* _SET PROBLEM_: From the entries that follow, list every line in which the string "styles" appears.

* _SUPPLIED INFORMATION_:

····················

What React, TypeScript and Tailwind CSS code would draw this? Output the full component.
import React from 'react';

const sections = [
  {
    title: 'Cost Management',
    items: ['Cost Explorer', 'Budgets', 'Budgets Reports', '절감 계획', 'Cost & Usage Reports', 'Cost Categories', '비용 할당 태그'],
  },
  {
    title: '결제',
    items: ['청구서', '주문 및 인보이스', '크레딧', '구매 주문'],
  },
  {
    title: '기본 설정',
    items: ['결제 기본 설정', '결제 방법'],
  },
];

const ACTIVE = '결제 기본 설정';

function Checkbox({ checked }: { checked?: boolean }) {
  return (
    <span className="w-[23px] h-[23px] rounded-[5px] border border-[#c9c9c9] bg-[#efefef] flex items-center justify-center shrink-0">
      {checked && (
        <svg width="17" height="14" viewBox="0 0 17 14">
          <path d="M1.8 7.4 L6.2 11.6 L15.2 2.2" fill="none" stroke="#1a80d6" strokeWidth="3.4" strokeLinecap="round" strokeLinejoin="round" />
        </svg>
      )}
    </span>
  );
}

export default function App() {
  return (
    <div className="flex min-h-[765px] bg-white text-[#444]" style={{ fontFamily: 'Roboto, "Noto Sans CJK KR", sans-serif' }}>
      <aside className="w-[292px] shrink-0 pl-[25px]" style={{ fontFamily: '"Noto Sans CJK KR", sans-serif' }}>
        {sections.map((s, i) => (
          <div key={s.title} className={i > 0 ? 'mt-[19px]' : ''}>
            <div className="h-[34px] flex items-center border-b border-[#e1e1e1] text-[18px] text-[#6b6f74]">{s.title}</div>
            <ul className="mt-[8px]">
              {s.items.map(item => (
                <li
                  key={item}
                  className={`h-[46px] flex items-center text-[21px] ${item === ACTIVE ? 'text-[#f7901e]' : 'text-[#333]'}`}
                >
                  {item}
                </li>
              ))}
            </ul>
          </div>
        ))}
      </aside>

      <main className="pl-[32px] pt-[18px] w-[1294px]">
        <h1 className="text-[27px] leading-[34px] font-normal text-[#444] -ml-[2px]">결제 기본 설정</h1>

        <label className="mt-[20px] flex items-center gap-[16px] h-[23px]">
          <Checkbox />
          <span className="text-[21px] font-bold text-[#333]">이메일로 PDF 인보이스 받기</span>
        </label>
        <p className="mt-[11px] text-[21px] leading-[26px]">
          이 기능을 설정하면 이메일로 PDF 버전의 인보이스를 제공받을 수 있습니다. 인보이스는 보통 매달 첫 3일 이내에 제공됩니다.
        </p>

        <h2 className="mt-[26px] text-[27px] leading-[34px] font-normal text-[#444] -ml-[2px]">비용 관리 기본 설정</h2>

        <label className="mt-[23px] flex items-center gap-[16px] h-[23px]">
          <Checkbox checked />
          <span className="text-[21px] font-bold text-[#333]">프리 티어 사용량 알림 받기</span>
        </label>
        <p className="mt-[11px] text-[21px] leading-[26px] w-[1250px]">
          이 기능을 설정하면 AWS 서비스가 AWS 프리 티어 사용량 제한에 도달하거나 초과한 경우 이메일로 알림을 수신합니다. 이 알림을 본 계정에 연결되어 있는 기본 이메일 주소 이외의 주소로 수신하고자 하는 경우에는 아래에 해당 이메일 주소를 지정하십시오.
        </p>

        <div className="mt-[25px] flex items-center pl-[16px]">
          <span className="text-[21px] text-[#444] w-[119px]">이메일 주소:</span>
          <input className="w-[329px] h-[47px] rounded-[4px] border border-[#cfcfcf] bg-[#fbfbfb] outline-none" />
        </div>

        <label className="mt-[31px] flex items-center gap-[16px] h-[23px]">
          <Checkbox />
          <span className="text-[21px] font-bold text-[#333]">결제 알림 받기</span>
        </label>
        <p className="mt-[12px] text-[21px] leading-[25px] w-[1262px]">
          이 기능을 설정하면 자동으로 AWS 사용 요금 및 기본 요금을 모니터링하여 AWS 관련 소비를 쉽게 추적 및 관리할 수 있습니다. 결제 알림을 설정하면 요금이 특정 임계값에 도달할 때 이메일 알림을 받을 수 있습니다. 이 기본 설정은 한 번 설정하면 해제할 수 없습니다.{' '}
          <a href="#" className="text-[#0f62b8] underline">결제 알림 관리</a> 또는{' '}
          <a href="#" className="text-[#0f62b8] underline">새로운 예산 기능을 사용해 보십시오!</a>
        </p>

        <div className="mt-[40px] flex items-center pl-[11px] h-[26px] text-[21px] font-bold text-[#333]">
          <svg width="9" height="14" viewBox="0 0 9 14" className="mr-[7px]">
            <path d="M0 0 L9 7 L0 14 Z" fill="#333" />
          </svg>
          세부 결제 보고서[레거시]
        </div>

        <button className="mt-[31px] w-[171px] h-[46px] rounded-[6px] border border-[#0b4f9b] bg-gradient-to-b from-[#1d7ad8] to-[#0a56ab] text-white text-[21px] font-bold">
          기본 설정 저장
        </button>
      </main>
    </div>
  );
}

····················

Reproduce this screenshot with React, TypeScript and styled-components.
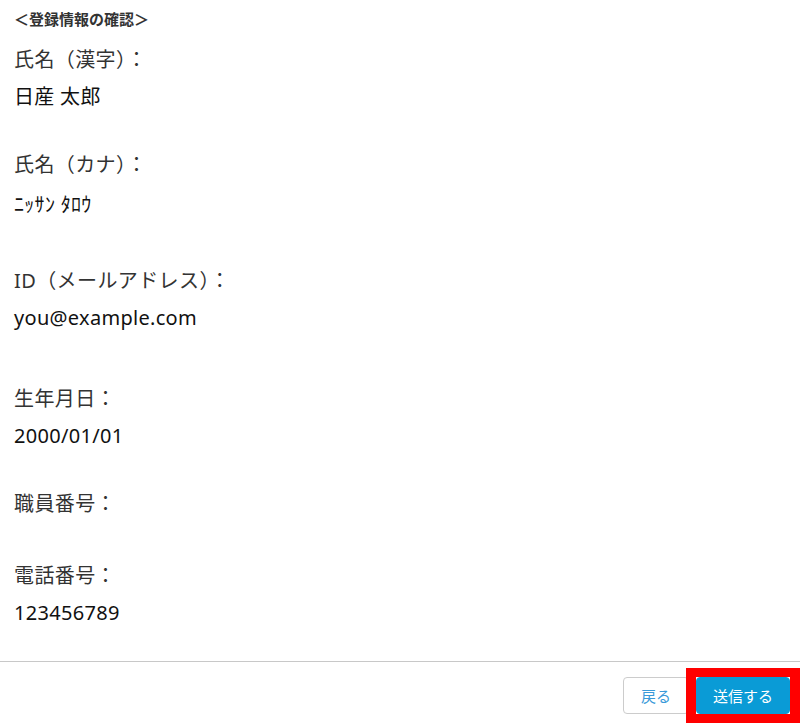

····················

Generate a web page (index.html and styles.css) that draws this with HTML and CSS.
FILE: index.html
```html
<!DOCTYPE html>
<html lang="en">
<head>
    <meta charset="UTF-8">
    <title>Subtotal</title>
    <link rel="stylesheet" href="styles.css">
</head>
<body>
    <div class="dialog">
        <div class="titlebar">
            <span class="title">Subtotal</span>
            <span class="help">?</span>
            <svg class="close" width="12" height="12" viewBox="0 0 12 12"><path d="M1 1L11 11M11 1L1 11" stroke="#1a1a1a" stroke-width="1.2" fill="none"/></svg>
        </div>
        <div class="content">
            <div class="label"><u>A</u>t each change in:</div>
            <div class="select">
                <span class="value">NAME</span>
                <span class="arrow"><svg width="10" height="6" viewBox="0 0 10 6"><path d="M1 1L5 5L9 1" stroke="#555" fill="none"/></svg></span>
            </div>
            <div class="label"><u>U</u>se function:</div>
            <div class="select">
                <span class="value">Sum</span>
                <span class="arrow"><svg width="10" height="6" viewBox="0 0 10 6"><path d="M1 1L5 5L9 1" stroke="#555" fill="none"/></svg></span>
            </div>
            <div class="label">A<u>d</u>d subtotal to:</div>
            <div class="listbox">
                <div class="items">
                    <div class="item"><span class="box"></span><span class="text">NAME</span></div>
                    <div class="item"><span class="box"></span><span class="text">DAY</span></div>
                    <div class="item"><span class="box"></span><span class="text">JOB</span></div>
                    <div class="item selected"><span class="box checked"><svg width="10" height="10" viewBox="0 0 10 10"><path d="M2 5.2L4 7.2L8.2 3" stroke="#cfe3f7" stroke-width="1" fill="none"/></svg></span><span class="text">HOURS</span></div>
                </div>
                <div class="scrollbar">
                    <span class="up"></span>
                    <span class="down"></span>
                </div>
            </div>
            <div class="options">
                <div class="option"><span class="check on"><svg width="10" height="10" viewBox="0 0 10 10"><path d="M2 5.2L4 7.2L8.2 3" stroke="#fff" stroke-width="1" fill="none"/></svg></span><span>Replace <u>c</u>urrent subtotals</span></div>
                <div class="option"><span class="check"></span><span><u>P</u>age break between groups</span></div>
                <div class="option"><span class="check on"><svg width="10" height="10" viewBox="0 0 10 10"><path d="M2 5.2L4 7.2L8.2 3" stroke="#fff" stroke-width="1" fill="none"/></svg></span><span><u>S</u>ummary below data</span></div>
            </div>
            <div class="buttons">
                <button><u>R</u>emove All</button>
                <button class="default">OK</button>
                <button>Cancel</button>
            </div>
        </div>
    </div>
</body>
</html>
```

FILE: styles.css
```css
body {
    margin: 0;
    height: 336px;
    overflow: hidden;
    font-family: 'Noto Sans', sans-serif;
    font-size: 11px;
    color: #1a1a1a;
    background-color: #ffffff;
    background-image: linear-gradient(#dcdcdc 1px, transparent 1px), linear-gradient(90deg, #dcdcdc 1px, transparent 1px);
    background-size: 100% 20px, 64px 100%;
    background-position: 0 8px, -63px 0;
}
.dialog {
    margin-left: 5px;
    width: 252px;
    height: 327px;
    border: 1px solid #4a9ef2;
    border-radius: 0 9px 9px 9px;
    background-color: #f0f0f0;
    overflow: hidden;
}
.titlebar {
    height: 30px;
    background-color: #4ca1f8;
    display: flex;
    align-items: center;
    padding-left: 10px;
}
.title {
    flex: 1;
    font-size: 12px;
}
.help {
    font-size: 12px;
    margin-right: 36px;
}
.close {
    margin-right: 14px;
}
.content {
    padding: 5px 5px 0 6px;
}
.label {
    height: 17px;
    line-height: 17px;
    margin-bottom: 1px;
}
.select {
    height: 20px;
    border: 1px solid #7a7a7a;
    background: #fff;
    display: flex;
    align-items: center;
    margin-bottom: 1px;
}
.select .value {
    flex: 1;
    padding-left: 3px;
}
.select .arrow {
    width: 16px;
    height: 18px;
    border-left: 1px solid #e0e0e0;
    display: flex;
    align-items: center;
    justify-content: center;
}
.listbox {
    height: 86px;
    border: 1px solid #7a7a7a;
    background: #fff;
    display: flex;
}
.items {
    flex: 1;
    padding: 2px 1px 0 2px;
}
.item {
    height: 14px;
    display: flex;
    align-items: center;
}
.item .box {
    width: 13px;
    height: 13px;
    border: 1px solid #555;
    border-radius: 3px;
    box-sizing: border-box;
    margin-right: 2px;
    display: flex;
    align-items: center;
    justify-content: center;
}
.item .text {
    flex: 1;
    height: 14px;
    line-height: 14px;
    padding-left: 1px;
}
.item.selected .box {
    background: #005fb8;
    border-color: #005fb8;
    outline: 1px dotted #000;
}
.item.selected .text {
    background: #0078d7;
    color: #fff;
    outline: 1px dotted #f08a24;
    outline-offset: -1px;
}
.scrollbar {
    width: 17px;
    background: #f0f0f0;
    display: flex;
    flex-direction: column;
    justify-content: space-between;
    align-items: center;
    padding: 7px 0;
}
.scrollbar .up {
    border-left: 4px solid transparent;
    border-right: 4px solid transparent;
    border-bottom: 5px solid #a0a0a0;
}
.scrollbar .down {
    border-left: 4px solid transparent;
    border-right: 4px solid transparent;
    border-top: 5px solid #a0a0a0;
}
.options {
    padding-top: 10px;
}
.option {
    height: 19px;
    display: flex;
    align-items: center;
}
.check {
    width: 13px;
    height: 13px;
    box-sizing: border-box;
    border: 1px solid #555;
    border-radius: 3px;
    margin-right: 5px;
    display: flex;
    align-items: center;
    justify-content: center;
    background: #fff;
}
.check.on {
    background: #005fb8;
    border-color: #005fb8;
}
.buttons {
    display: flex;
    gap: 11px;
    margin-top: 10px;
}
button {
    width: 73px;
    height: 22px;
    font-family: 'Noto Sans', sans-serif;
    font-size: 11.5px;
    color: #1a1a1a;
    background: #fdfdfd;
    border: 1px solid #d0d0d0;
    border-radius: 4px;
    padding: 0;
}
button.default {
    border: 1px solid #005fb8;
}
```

····················

* _CORRECT RESULT_:
Generate a web page (index.html and styles.css) that draws this with HTML and CSS.
    <link rel="stylesheet" href="styles.css">
FILE: styles.css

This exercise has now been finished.